Transport Minister Chee Hong Tat revealed these figures in Parliament on Nov 12. He said that among the main drivers of the increase in COE premiums in recent quarters was likely the strong demand from individual Singapore buyers, and not foreigners or car-leasing companies.
Only 2 per cent of successful bidders for car COEs were foreigners in 2023 and 2024, compared with 3 per cent in 2022.
Mr Chee was responding to questions from MPs about COE supply and premiums.
“The decrease in the proportion of bids won by car-leasing companies also illustrates why the suggestion of having a separate COE category for private-hire cars, and moving existing quota from Cat A and B into this separate category, is not a straightforward exercise,” Mr Chee said.
He added that demand for COEs from car-leasing companies can vary quite a bit from quarter to quarter, and from year to year, and it is difficult to work out the number of COEs that these companies will require to meet the needs of point-to-point drivers and passengers.
Private-hire cars are registered using the same categories of COEs as private cars. Category A is for smaller, less powerful cars and electric vehicles, while Category B is for larger, more powerful ones.
Mr Chee stated again that if too much of the COE quota is moved from the car categories to a new category for private-hire cars, Category A and B premiums could increase as it would lower supply in those categories. Yet, if the authorities do not move enough quota to the new category, this would result in an inadequate supply of private-hire cars, which would in turn raise prices for passengers. “These are difficult trade-offs,” he said.
Workers’ Party MP Louis Chua (Sengkang GRC) said the data suggests that leasing companies do influence COE premiums, noting that in 2012, the Land Transport Authority removed taxi companies from the COE bidding process because they were taking up to 25 per cent of the supply of Category A COEs then.
Mr Chee said that while the percentage of bids won by car-leasing companies in 2024 has come down from 2022, COE premiums have gone up. “So this is one indication that the main driver for the increase in the COE price is unlikely to be private-hire car leasing companies.

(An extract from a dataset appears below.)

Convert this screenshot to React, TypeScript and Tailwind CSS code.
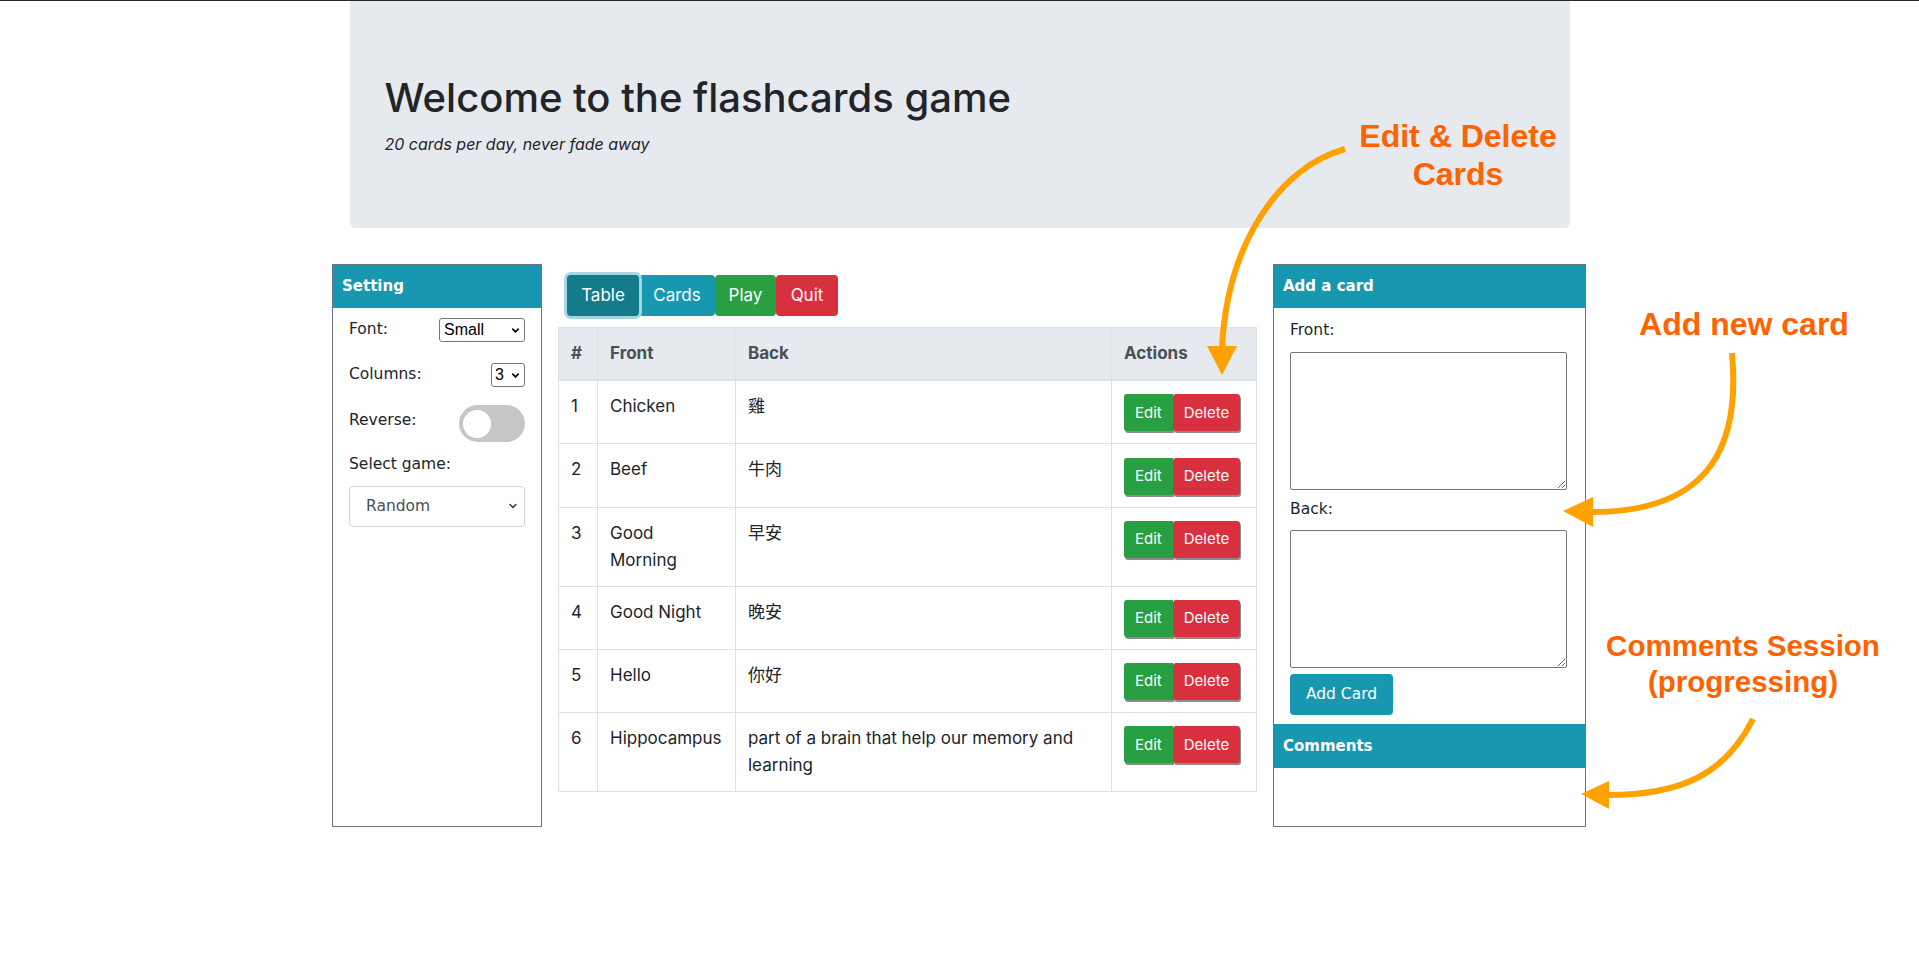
import { ChevronDown } from "lucide-react";

type Card = { front: string; back: string };

const cards: Card[] = [
  { front: "Chicken", back: "雞" },
  { front: "Beef", back: "牛肉" },
  { front: "Good Morning", back: "早安" },
  { front: "Good Night", back: "晚安" },
  { front: "Hello", back: "你好" },
  { front: "Hippocampus", back: "part of a brain that help our memory and learning" },
];

function PanelHeader({ title }: { title: string }) {
  return (
    <div className="flex h-[43px] items-center bg-[#1898b0] px-[9px] font-['DejaVu_Sans',sans-serif] text-[15px] font-bold text-white">
      {title}
    </div>
  );
}

function SettingPanel() {
  return (
    <aside className="h-[563px] w-[210px] shrink-0 border border-[#6c757d] font-['DejaVu_Sans',sans-serif] text-[15.5px] text-[#212529]">
      <PanelHeader title="Setting" />
      <div className="px-4">
        <div className="mt-[10px] flex h-6 items-center justify-between">
          <span>Font:</span>
          <div className="relative">
            <select className="block h-6 w-[86px] appearance-none rounded-[3px] border border-[#767676] bg-white pl-[4px] font-['Liberation_Sans',sans-serif] text-base leading-none text-black">
              <option>Small</option>
              <option>Medium</option>
              <option>Large</option>
            </select>
            <ChevronDown className="pointer-events-none absolute right-[4px] top-[7px] h-[11px] w-[11px] text-black" strokeWidth={3.5} />
          </div>
        </div>
        <div className="mt-[21px] flex h-6 items-center justify-between">
          <span>Columns:</span>
          <div className="relative">
            <select className="block h-6 w-[34px] appearance-none rounded-[3px] border border-[#767676] bg-white pl-[3px] font-['Liberation_Sans',sans-serif] text-base leading-none text-black">
              <option>3</option>
              <option>2</option>
              <option>1</option>
            </select>
            <ChevronDown className="pointer-events-none absolute right-[4px] top-[7px] h-[11px] w-[11px] text-black" strokeWidth={3.5} />
          </div>
        </div>
        <div className="mt-[18px] flex h-[37px] items-start justify-between">
          <span className="mt-[3px] leading-6">Reverse:</span>
          <div className="flex h-[37px] w-[66px] items-center rounded-full bg-[#c6c6c6] pl-[4px]">
            <div className="h-[28px] w-[28px] rounded-full bg-white" />
          </div>
        </div>
        <div className="mt-[10px] leading-6">Select game:</div>
        <div className="relative mt-[10px]">
          <select className="block h-[41px] w-full appearance-none rounded-[4px] border border-[#ced4da] bg-white pl-4 text-[15.5px] text-[#495057]">
            <option>Random</option>
            <option>In order</option>
          </select>
          <ChevronDown className="pointer-events-none absolute right-[6px] top-[14px] h-[12px] w-[12px] text-[#343a40]" strokeWidth={3} />
        </div>
      </div>
    </aside>
  );
}

function AddCardPanel() {
  return (
    <aside className="h-[563px] w-[313px] shrink-0 border border-[#6c757d] font-['DejaVu_Sans',sans-serif] text-[15.5px] text-[#212529]">
      <PanelHeader title="Add a card" />
      <div className="px-4">
        <div className="mt-[10px] leading-6">Front:</div>
        <textarea className="mt-[10px] block h-[138px] w-[277px] rounded-[2px] border border-[#767676]" />
        <div className="mt-[7px] leading-6">Back:</div>
        <textarea className="mt-[9px] block h-[138px] w-[277px] rounded-[2px] border border-[#767676]" />
        <button className="mt-[6px] h-[41px] w-[103px] rounded-[4px] bg-[#1898b0] text-[15.5px] text-white">
          Add Card
        </button>
      </div>
      <div className="mt-[9px] flex h-[44px] items-center bg-[#1898b0] px-[9px] text-[15px] font-bold text-white">
        Comments
      </div>
    </aside>
  );
}

function CardTable() {
  return (
    <table className="w-[698px] table-fixed border-collapse border border-[#dee2e6] text-[17px]">
      <thead className="bg-[#e6e9ed] text-[#495057]">
        <tr>
          <th className="w-[39px] border border-b-2 border-[#dee2e6] p-3 text-left font-bold leading-[27px]">#</th>
          <th className="w-[138px] border border-b-2 border-[#dee2e6] p-3 text-left font-bold leading-[27px]">Front</th>
          <th className="w-[376px] border border-b-2 border-[#dee2e6] p-3 text-left font-bold leading-[27px]">Back</th>
          <th className="w-[145px] border border-b-2 border-[#dee2e6] p-3 text-left font-bold leading-[27px]">Actions</th>
        </tr>
      </thead>
      <tbody>
        {cards.map((c, i) => (
          <tr key={i}>
            <td className="border border-[#dee2e6] p-3 align-top leading-[27px]">{i + 1}</td>
            <td className="border border-[#dee2e6] p-3 align-top leading-[27px]">{c.front}</td>
            <td className="border border-[#dee2e6] p-3 align-top leading-[27px]">{c.back}</td>
            <td className="border border-[#dee2e6] p-3 align-top">
              <div className="mt-[1.25px] flex">
                <button className="relative h-[37px] rounded-l-[3px] bg-[#279f42] px-[11px] text-[15px] text-white shadow-[1px_2px_0_rgba(0,0,0,0.45)]">
                  Edit
                </button>
                <button className="relative h-[37px] rounded-[3px] bg-[#d8303f] px-[11px] text-[15px] text-white shadow-[1px_2px_0_rgba(0,0,0,0.45)]">
                  Delete
                </button>
              </div>
            </td>
          </tr>
        ))}
      </tbody>
    </table>
  );
}

function Annotations() {
  return (
    <>
      <div className="pointer-events-none absolute left-[1328px] top-[117px] w-[260px] text-center font-['Liberation_Sans',Arial,sans-serif] text-[32px] font-bold leading-[38px] text-[#ff6200]">
        Edit &amp; Delete
        <br />
        Cards
      </div>
      <div className="pointer-events-none absolute left-[1614px] top-[305px] w-[260px] text-center font-['Liberation_Sans',Arial,sans-serif] text-[32px] font-bold leading-[38px] text-[#ff6200]">
        Add new card
      </div>
      <div className="pointer-events-none absolute left-[1593px] top-[628px] w-[300px] text-center font-['Liberation_Sans',Arial,sans-serif] text-[29.5px] font-bold leading-[36px] text-[#ff6200]">
        Comments Session
        <br />
        (progressing)
      </div>
      <svg className="pointer-events-none absolute left-0 top-0" width="1919" height="970" viewBox="0 0 1919 970">
        <g fill="none" stroke="#ffa200" strokeWidth="6">
          <path d="M1345 149 C1278 168 1227 245 1222 348" />
          <path d="M1732 353 C1740 440 1715 512 1592 512" />
          <path d="M1753 719 C1725 775 1680 795 1608 795" />
        </g>
        <g fill="#ffa200">
          <polygon points="1207,346 1237,346 1222,375" />
          <polygon points="1593,497 1593,527 1563,511" />
          <polygon points="1609,781 1609,809 1581,794" />
        </g>
      </svg>
    </>
  );
}

export default function App() {
  return (
    <div className="relative min-h-[970px] w-full overflow-hidden bg-white font-[Inter,'Noto_Sans_CJK_TC',sans-serif] text-[#212529]">
      <div className="h-px bg-[#2a2a2a]" />
      <header className="mx-auto h-[227px] w-[1220px] rounded-b-[5px] bg-[#e6e9ee] px-[35px] pt-[73px]">
        <h1 className="text-[40px] font-medium leading-[48px]">Welcome to the flashcards game</h1>
        <p className="mt-[10px] text-base italic leading-6">20 cards per day, never fade away</p>
      </header>

      <div className="mx-auto mt-[36px] flex w-[1255px] items-start">
        <SettingPanel />
        <main className="w-[731px] shrink-0 px-4 pt-[11px]">
          <div className="ml-[9px] flex">
            <button className="relative z-10 h-[41px] w-[72px] rounded-[4px] bg-[#147b8d] text-[17px] text-white ring-[3px] ring-[#a3d8e2]">
              Table
            </button>
            <button className="h-[41px] w-[76px] rounded-[4px] bg-[#1898b0] text-[17px] text-white">Cards</button>
            <button className="h-[41px] w-[61px] rounded-[4px] bg-[#279f42] text-[17px] text-white">Play</button>
            <button className="h-[41px] w-[62px] rounded-[4px] bg-[#d8303f] text-[17px] text-white">Quit</button>
          </div>
          <div className="mt-[11px]">
            <CardTable />
          </div>
        </main>
        <AddCardPanel />
      </div>

      <Annotations />
    </div>
  );
}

“Now, having said that, I am certainly not saying that they don’t contribute to the overall demand. They do. That is a fact.”
The Transport Minister added that his ministry is “not ruling out the possibility” of having a separate category of COEs for private-hire cars, but he said that doing so will not mean a sudden “windfall of COE supply falling from the sky”.
Instead, it will still have to be transferred from the existing quota from the two car COE categories.
As at Sept 30, the population of private-hire cars in Singapore stands at 87,845, compared with 79,249 a year ago.
Some 39,082 car category COEs were announced for 2024, compared with 26,984 in 2023.